4.7 Meet het verschil in hoogte tussen a1 en a2 (a1–a2).
Doe hetzelfde voor b1 en b2 (b1–b2). Als het verschil tussen de twee resultaten (a1–a2) - (b1–b2) meer dan
2,4 mm bedraagt, dan is de nauwkeurigheid onvoldoende en moet de unit gekalibreerd worden.
5. NZoek een wand met een hoogte van 3 m en plaats de laser op een afstand van 3 m van de wand.
5.1 Zoek een wand met een hoogte van 3 m en plaats de laser op een afstand van 3 m van de wand.
5.2 Schuif de vergrendelschakelaar in de stand "UNLOCK".
5.3 Schakel de laserlijnen in en markeer punt A op de wand.
De afstand van punt A tot de grond moet 3 m bedragen.
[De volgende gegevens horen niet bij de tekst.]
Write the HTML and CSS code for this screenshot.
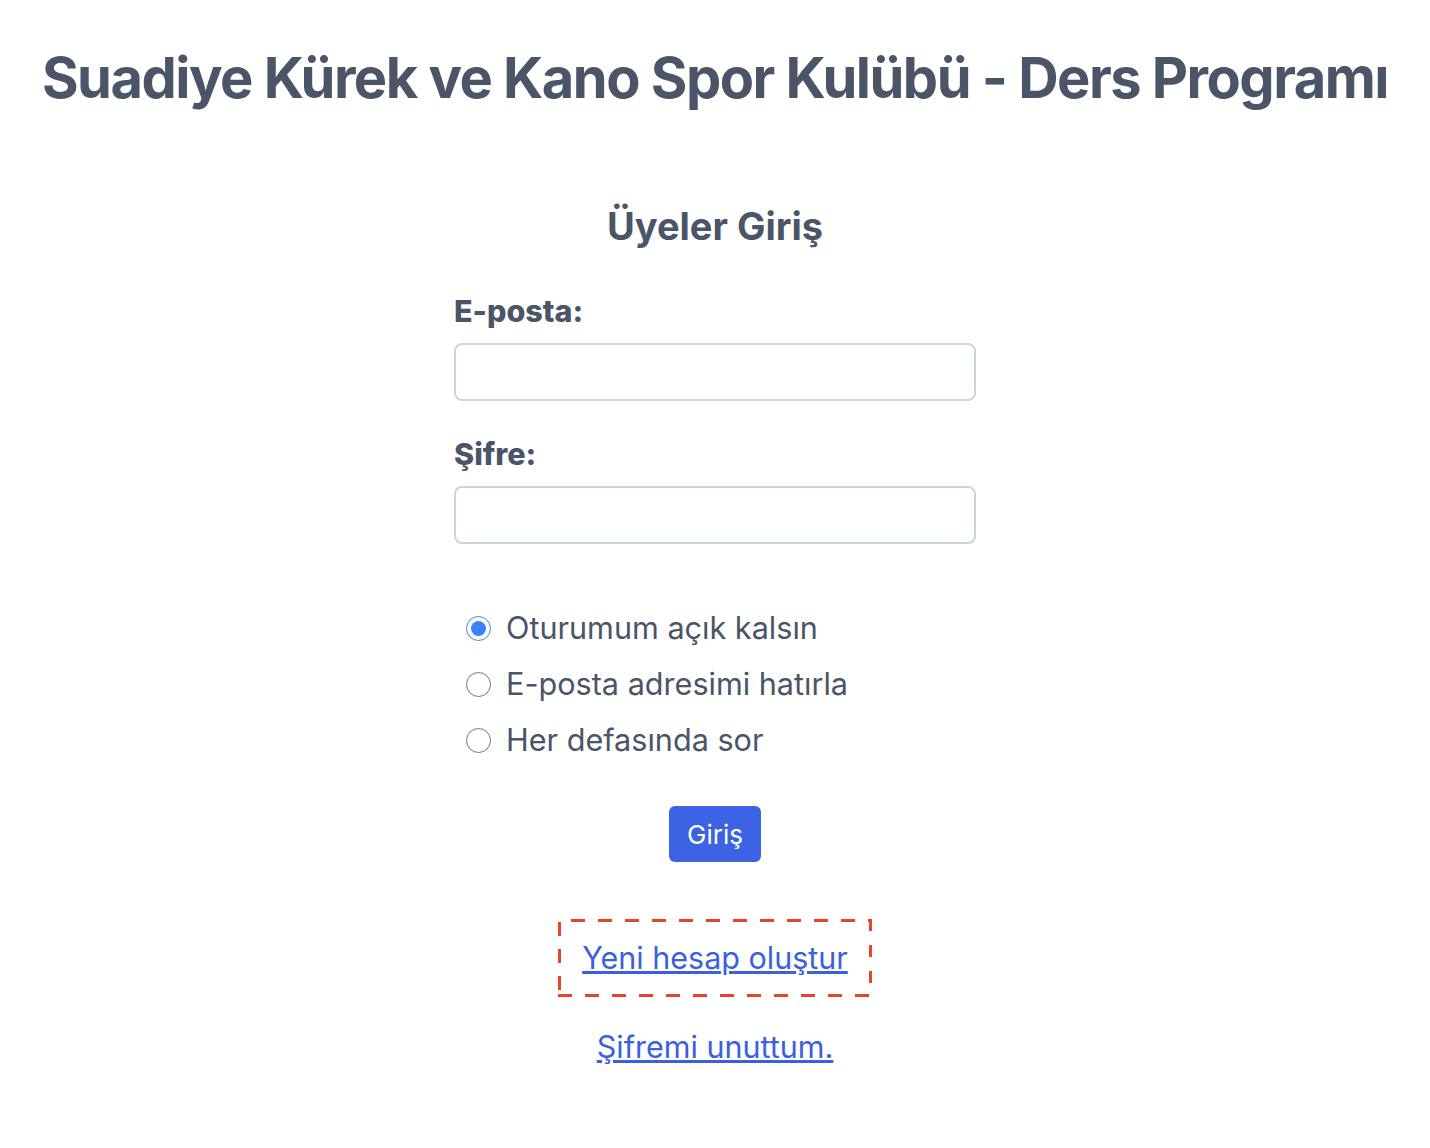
FILE: index.html
```html
<!DOCTYPE html>
<html lang="tr">
<head>
    <meta charset="UTF-8">
    <meta name="viewport" content="width=device-width, initial-scale=1.0">
    <title>Suadiye Kürek ve Kano Spor Kulübü - Ders Programı</title>
    <link rel="stylesheet" href="styles.css">
</head>
<body>
    <h1 class="page-title">Suadiye Kürek ve Kano Spor Kulübü - Ders Programı</h1>

    <div class="login-box">
        <h2>Üyeler Giriş</h2>

        <form class="login-form" onsubmit="return false;">
            <label class="field-label" for="email">E-posta:</label>
            <input class="field-input" type="email" id="email">

            <label class="field-label" for="password">Şifre:</label>
            <input class="field-input" type="password" id="password">

            <div class="remember-options">
                <label class="option">
                    <input type="radio" name="remember" value="session" checked>
                    <span>Oturumum açık kalsın</span>
                </label>
                <label class="option">
                    <input type="radio" name="remember" value="email">
                    <span>E-posta adresimi hatırla</span>
                </label>
                <label class="option">
                    <input type="radio" name="remember" value="ask">
                    <span>Her defasında sor</span>
                </label>
            </div>

            <div class="submit-row">
                <button class="login-button" type="submit">Giriş</button>
            </div>
        </form>

        <div class="links">
            <div class="register-link"><a href="#">Yeni hesap oluştur</a></div>
            <div class="forgot-link"><a href="#">Şifremi unuttum.</a></div>
        </div>
    </div>
</body>
</html>
```

FILE: styles.css
```css
body {
    font-family: Inter, "Noto Sans", sans-serif;
    margin: 0;
    padding: 0;
    background-color: #fff;
    color: #4a5568;
}
.page-title {
    text-align: center;
    font-size: 56px;
    font-weight: 700;
    letter-spacing: -0.027em;
    line-height: 68px;
    margin: 44px 0 0;
}
.login-box {
    width: 522px;
    margin: 91px auto 0;
}
.login-box h2 {
    text-align: center;
    font-size: 38px;
    font-weight: 700;
    line-height: 46px;
    margin: 0 0 44px;
}
.login-form {
    display: flex;
    flex-direction: column;
}
.field-label {
    font-size: 30.5px;
    font-weight: 800;
    line-height: 36px;
    margin-bottom: 14px;
}
.field-input {
    height: 58px;
    box-sizing: border-box;
    border: 2px solid #cbd5e0;
    border-radius: 8px;
    margin: 0 0 35px;
    font-size: 24px;
    padding: 0 12px;
}
.remember-options {
    display: flex;
    flex-direction: column;
    gap: 20px;
    margin-top: 31px;
    padding-left: 12px;
}
.option {
    display: flex;
    align-items: center;
    font-size: 30.6px;
    line-height: 36px;
}
.option input {
    width: 25px;
    height: 25px;
    margin: 0 15px 0 0;
    accent-color: #3b82f6;
}
.submit-row {
    display: flex;
    justify-content: center;
    margin-top: 48px;
}
.login-button {
    font-family: inherit;
    font-size: 26px;
    color: #fff;
    background-color: #3b63e3;
    border: none;
    border-radius: 6px;
    padding: 0 18px;
    height: 56px;
    cursor: pointer;
}
.links {
    display: flex;
    flex-direction: column;
    align-items: center;
    margin-top: 57px;
}
.links a {
    color: #3b5fe0;
    font-size: 30.5px;
    line-height: 36px;
}
/* dashed frame drawn with gradients so the dashes come out long */
.register-link {
    padding: 21px 24px;
    background:
        repeating-linear-gradient(90deg, transparent 0 13px, #e8442c 13px 27px) top left / 100% 3px no-repeat,
        repeating-linear-gradient(90deg, #e8442c 0 14px, transparent 14px 27px) bottom left / 100% 3px no-repeat,
        repeating-linear-gradient(180deg, transparent 0 3px, #e8442c 3px 17px, transparent 17px 27px) top left / 3px 100% no-repeat,
        repeating-linear-gradient(180deg, #e8442c 0 12px, transparent 12px 26px) top right / 3px 100% no-repeat;
}
.forgot-link {
    margin-top: 32px;
}
```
5.4 Hang een schietlood van punt A tot de grond en markeer vervolgens punt B op de grond.
5.5 Schakel de laser in om de verticale laserlijn te laten samenvallen met punt B op de grond.
5.6 Volg de laserlijn van de grond en markeer punt C op de wand.
De afstand van punt C tot de grond moet 3 m bedragen.
Meet de afstand van punt A naar punt C, dit is "e". Als "e" meer dan 2 mm bedraagt, dan is de
nauwkeurigheid onvoldoende en moet de unit gekalibreerd worden.